Data section
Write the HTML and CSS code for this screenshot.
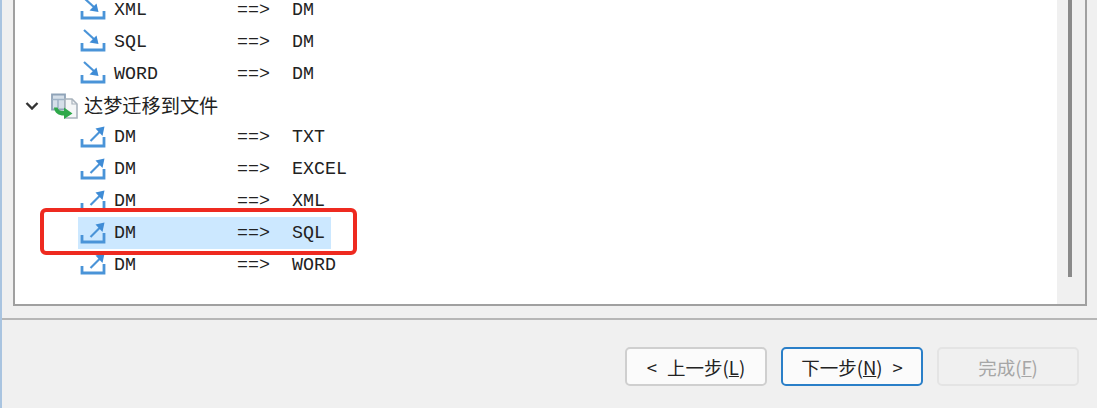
FILE: index.html
```html
<!DOCTYPE html>
<html lang="en">

<head>
  <meta charset="UTF-8">
  <meta name="viewport" content="width=device-width, initial-scale=1.0">
  <title>迁移</title>
  <link rel="stylesheet" href="styles.css">
</head>

<body>

  <svg class="icon-defs" width="0" height="0">
    <symbol id="icon-import" viewBox="0 0 28 24">
      <path d="M3 14v7h22v-7" fill="none" stroke="#4a94d8" stroke-width="2.800" />
      <path d="M5 1l11 10" fill="none" stroke="#4a94d8" stroke-width="2.200" />
      <path d="M19.500 15L10.500 13.500L17.500 6.500z" fill="#3f8cd6" />
    </symbol>
    <symbol id="icon-export" viewBox="0 0 28 24">
      <path d="M3 14v7h22V12" fill="none" stroke="#4a94d8" stroke-width="2.800" />
      <path d="M11.500 16L22 5.500" fill="none" stroke="#4a94d8" stroke-width="2.200" />
      <path d="M25.500 1.500L23.500 11L16.500 3.500z" fill="#3f8cd6" />
    </symbol>
  </svg>

  <div class="main">
    <div class="panel">
      <div class="tree">
        <div class="row child"><svg class="row-icon"><use href="#icon-import" /></svg><span class="col-a">XML</span><span class="col-b">==&gt;</span><span>DM</span></div>
        <div class="row child"><svg class="row-icon"><use href="#icon-import" /></svg><span class="col-a">SQL</span><span class="col-b">==&gt;</span><span>DM</span></div>
        <div class="row child"><svg class="row-icon"><use href="#icon-import" /></svg><span class="col-a">WORD</span><span class="col-b">==&gt;</span><span>DM</span></div>

        <div class="row group">
          <svg class="chevron" viewBox="0 0 14 8"><path d="M1.500 1l5.500 5.500L12.500 1" fill="none" stroke="#333" stroke-width="2.400" /></svg>
          <svg class="group-icon" viewBox="0 0 28 26">
            <path d="M2 1.500h13v15H2z" fill="#d5dfe9" stroke="#8fa3b8" stroke-width="1.800" />
            <path d="M2 6.500h13M8 6.500v9" fill="none" stroke="#a0b3c6" stroke-width="1.600" />
            <path d="M15 6h7l5 5v14H15z" fill="#f4f6f7" stroke="#a8b2bc" stroke-width="1.600" />
            <path d="M22 6v5h5" fill="none" stroke="#a8b2bc" stroke-width="1.200" />
            <path d="M4 14.500h3.500c.5 2.500 2.500 3.500 6.500 3.500v-3.500l8.500 6-8.500 5.500v-3.500c-5.500 0-9.500-2.500-10-8z" fill="#2ea84a" />
          </svg>
          <span class="group-name">达梦迁移到文件</span>
        </div>

        <div class="row child"><svg class="row-icon"><use href="#icon-export" /></svg><span class="col-a">DM</span><span class="col-b">==&gt;</span><span>TXT</span></div>
        <div class="row child"><svg class="row-icon"><use href="#icon-export" /></svg><span class="col-a">DM</span><span class="col-b">==&gt;</span><span>EXCEL</span></div>
        <div class="row child"><svg class="row-icon"><use href="#icon-export" /></svg><span class="col-a">DM</span><span class="col-b">==&gt;</span><span>XML</span></div>
        <div class="row child selected"><svg class="row-icon"><use href="#icon-export" /></svg><span class="col-a">DM</span><span class="col-b">==&gt;</span><span>SQL</span></div>
        <div class="row child"><svg class="row-icon"><use href="#icon-export" /></svg><span class="col-a">DM</span><span class="col-b">==&gt;</span><span>WORD</span></div>
      </div>

      <div class="scrollbar">
        <div class="thumb"></div>
      </div>
    </div>
  </div>

  <div class="footer">
    <button class="btn"><span>&lt;</span><span>上一步(<u>L</u>)</span></button>
    <button class="btn btn-default"><span>下一步(<u>N</u>)</span><span>&gt;</span></button>
    <button class="btn btn-disabled"><span>完成(<u>F</u>)</span></button>
  </div>

  <!-- 红色标注框 -->
  <div class="callout"></div>

</body>

</html>
```

FILE: styles.css
```css
body {
  margin: 0;
  height: 408px;
  overflow: hidden;
  position: relative;
  display: flex;
  flex-direction: column;
  box-sizing: border-box;
  border-left: 2px solid #a9c4e0;
  background: #f0f0f0;
  font-family: "Liberation Mono", "Noto Sans CJK SC", monospace;
  color: #222;
}

.icon-defs {
  position: absolute;
}

.main {
  height: 320px;
  box-sizing: border-box;
  padding: 0 10px 12px 11px;
  border-bottom: 2px solid #b6b6b6;
  flex: none;
}

.panel {
  display: flex;
  height: 100%;
  overflow: hidden;
  box-sizing: border-box;
  background: #fff;
  border: 2px solid #a0a0a0;
  border-top: none;
}

.tree {
  flex: 1;
  margin-top: -6px;
  font-size: 18.3px;
}

.row {
  display: flex;
  align-items: center;
  height: 31.875px;
}

.child {
  width: fit-content;
  margin-left: 63px;
  padding-right: 6px;
}

.selected {
  background: #cce8ff;
}

.row-icon {
  width: 28px;
  height: 24px;
  margin-left: 1px;
  margin-right: 7px;
  margin-top: -1px;
}

.col-a {
  width: 123px;
}

.col-b {
  width: 55px;
}

.group {
  padding-left: 10px;
}

.chevron {
  width: 14px;
  height: 8px;
  margin-right: 11px;
}

.group-icon {
  width: 28px;
  height: 26px;
  margin-right: 6px;
}

.group-name {
  font-family: "Noto Sans CJK SC", sans-serif;
  font-size: 19.2px;
  margin-top: -2px;
}

.scrollbar {
  flex: none;
  width: 28px;
  box-sizing: border-box;
  padding-left: 11px;
  background: #f0f0f0;
}

.thumb {
  width: 4px;
  height: 277px;
  background: #8a8a8a;
}

.footer {
  display: flex;
  justify-content: flex-end;
  gap: 14px;
  padding: 27px 18px 0 0;
}

.btn {
  width: 142px;
  height: 39px;
  display: flex;
  align-items: center;
  justify-content: center;
  gap: 10px;
  padding: 0;
  box-sizing: border-box;
  border: 2px solid #cfcfcf;
  border-radius: 5px;
  background: #fbfbfb;
  font-family: "Noto Sans CJK SC", sans-serif;
  font-size: 18.500px;
  color: #222;
}

.btn-default {
  border-color: #2a7fc8;
}

.btn-disabled {
  background: #f0f0f0;
  border-color: #e4e4e4;
  color: #a6a6a6;
}

.callout {
  position: absolute;
  left: 38px;
  top: 208px;
  width: 317px;
  height: 47px;
  box-sizing: border-box;
  border: 4px solid #ee2a20;
  border-radius: 6px;
}
```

What you should do
Every line of the data should be copied as it stands, without the images.

Task result
Write the HTML and CSS code for this screenshot.
FILE: index.html
```html
<!DOCTYPE html>
<html lang="en">

<head>
  <meta charset="UTF-8">
  <meta name="viewport" content="width=device-width, initial-scale=1.0">
  <title>迁移</title>
  <link rel="stylesheet" href="styles.css">
</head>

<body>

  <svg class="icon-defs" width="0" height="0">
    <symbol id="icon-import" viewBox="0 0 28 24">
      <path d="M3 14v7h22v-7" fill="none" stroke="#4a94d8" stroke-width="2.800" />
      <path d="M5 1l11 10" fill="none" stroke="#4a94d8" stroke-width="2.200" />
      <path d="M19.500 15L10.500 13.500L17.500 6.500z" fill="#3f8cd6" />
    </symbol>
    <symbol id="icon-export" viewBox="0 0 28 24">
      <path d="M3 14v7h22V12" fill="none" stroke="#4a94d8" stroke-width="2.800" />
      <path d="M11.500 16L22 5.500" fill="none" stroke="#4a94d8" stroke-width="2.200" />
      <path d="M25.500 1.500L23.500 11L16.500 3.500z" fill="#3f8cd6" />
    </symbol>
  </svg>

  <div class="main">
    <div class="panel">
      <div class="tree">
        <div class="row child"><svg class="row-icon"><use href="#icon-import" /></svg><span class="col-a">XML</span><span class="col-b">==&gt;</span><span>DM</span></div>
        <div class="row child"><svg class="row-icon"><use href="#icon-import" /></svg><span class="col-a">SQL</span><span class="col-b">==&gt;</span><span>DM</span></div>
        <div class="row child"><svg class="row-icon"><use href="#icon-import" /></svg><span class="col-a">WORD</span><span class="col-b">==&gt;</span><span>DM</span></div>

        <div class="row group">
          <svg class="chevron" viewBox="0 0 14 8"><path d="M1.500 1l5.500 5.500L12.500 1" fill="none" stroke="#333" stroke-width="2.400" /></svg>
          <svg class="group-icon" viewBox="0 0 28 26">
            <path d="M2 1.500h13v15H2z" fill="#d5dfe9" stroke="#8fa3b8" stroke-width="1.800" />
            <path d="M2 6.500h13M8 6.500v9" fill="none" stroke="#a0b3c6" stroke-width="1.600" />
            <path d="M15 6h7l5 5v14H15z" fill="#f4f6f7" stroke="#a8b2bc" stroke-width="1.600" />
            <path d="M22 6v5h5" fill="none" stroke="#a8b2bc" stroke-width="1.200" />
            <path d="M4 14.500h3.500c.5 2.500 2.500 3.500 6.500 3.500v-3.500l8.500 6-8.500 5.500v-3.500c-5.500 0-9.500-2.500-10-8z" fill="#2ea84a" />
          </svg>
          <span class="group-name">达梦迁移到文件</span>
        </div>

        <div class="row child"><svg class="row-icon"><use href="#icon-export" /></svg><span class="col-a">DM</span><span class="col-b">==&gt;</span><span>TXT</span></div>
        <div class="row child"><svg class="row-icon"><use href="#icon-export" /></svg><span class="col-a">DM</span><span class="col-b">==&gt;</span><span>EXCEL</span></div>
        <div class="row child"><svg class="row-icon"><use href="#icon-export" /></svg><span class="col-a">DM</span><span class="col-b">==&gt;</span><span>XML</span></div>
        <div class="row child selected"><svg class="row-icon"><use href="#icon-export" /></svg><span class="col-a">DM</span><span class="col-b">==&gt;</span><span>SQL</span></div>
        <div class="row child"><svg class="row-icon"><use href="#icon-export" /></svg><span class="col-a">DM</span><span class="col-b">==&gt;</span><span>WORD</span></div>
      </div>

      <div class="scrollbar">
        <div class="thumb"></div>
      </div>
    </div>
  </div>

  <div class="footer">
    <button class="btn"><span>&lt;</span><span>上一步(<u>L</u>)</span></button>
    <button class="btn btn-default"><span>下一步(<u>N</u>)</span><span>&gt;</span></button>
    <button class="btn btn-disabled"><span>完成(<u>F</u>)</span></button>
  </div>

  <!-- 红色标注框 -->
  <div class="callout"></div>

</body>

</html>
```

FILE: styles.css
```css
body {
  margin: 0;
  height: 408px;
  overflow: hidden;
  position: relative;
  display: flex;
  flex-direction: column;
  box-sizing: border-box;
  border-left: 2px solid #a9c4e0;
  background: #f0f0f0;
  font-family: "Liberation Mono", "Noto Sans CJK SC", monospace;
  color: #222;
}

.icon-defs {
  position: absolute;
}

.main {
  height: 320px;
  box-sizing: border-box;
  padding: 0 10px 12px 11px;
  border-bottom: 2px solid #b6b6b6;
  flex: none;
}

.panel {
  display: flex;
  height: 100%;
  overflow: hidden;
  box-sizing: border-box;
  background: #fff;
  border: 2px solid #a0a0a0;
  border-top: none;
}

.tree {
  flex: 1;
  margin-top: -6px;
  font-size: 18.3px;
}

.row {
  display: flex;
  align-items: center;
  height: 31.875px;
}

.child {
  width: fit-content;
  margin-left: 63px;
  padding-right: 6px;
}

.selected {
  background: #cce8ff;
}

.row-icon {
  width: 28px;
  height: 24px;
  margin-left: 1px;
  margin-right: 7px;
  margin-top: -1px;
}

.col-a {
  width: 123px;
}

.col-b {
  width: 55px;
}

.group {
  padding-left: 10px;
}

.chevron {
  width: 14px;
  height: 8px;
  margin-right: 11px;
}

.group-icon {
  width: 28px;
  height: 26px;
  margin-right: 6px;
}

.group-name {
  font-family: "Noto Sans CJK SC", sans-serif;
  font-size: 19.2px;
  margin-top: -2px;
}

.scrollbar {
  flex: none;
  width: 28px;
  box-sizing: border-box;
  padding-left: 11px;
  background: #f0f0f0;
}

.thumb {
  width: 4px;
  height: 277px;
  background: #8a8a8a;
}

.footer {
  display: flex;
  justify-content: flex-end;
  gap: 14px;
  padding: 27px 18px 0 0;
}

.btn {
  width: 142px;
  height: 39px;
  display: flex;
  align-items: center;
  justify-content: center;
  gap: 10px;
  padding: 0;
  box-sizing: border-box;
  border: 2px solid #cfcfcf;
  border-radius: 5px;
  background: #fbfbfb;
  font-family: "Noto Sans CJK SC", sans-serif;
  font-size: 18.500px;
  color: #222;
}

.btn-default {
  border-color: #2a7fc8;
}

.btn-disabled {
  background: #f0f0f0;
  border-color: #e4e4e4;
  color: #a6a6a6;
}

.callout {
  position: absolute;
  left: 38px;
  top: 208px;
  width: 317px;
  height: 47px;
  box-sizing: border-box;
  border: 4px solid #ee2a20;
  border-radius: 6px;
}
```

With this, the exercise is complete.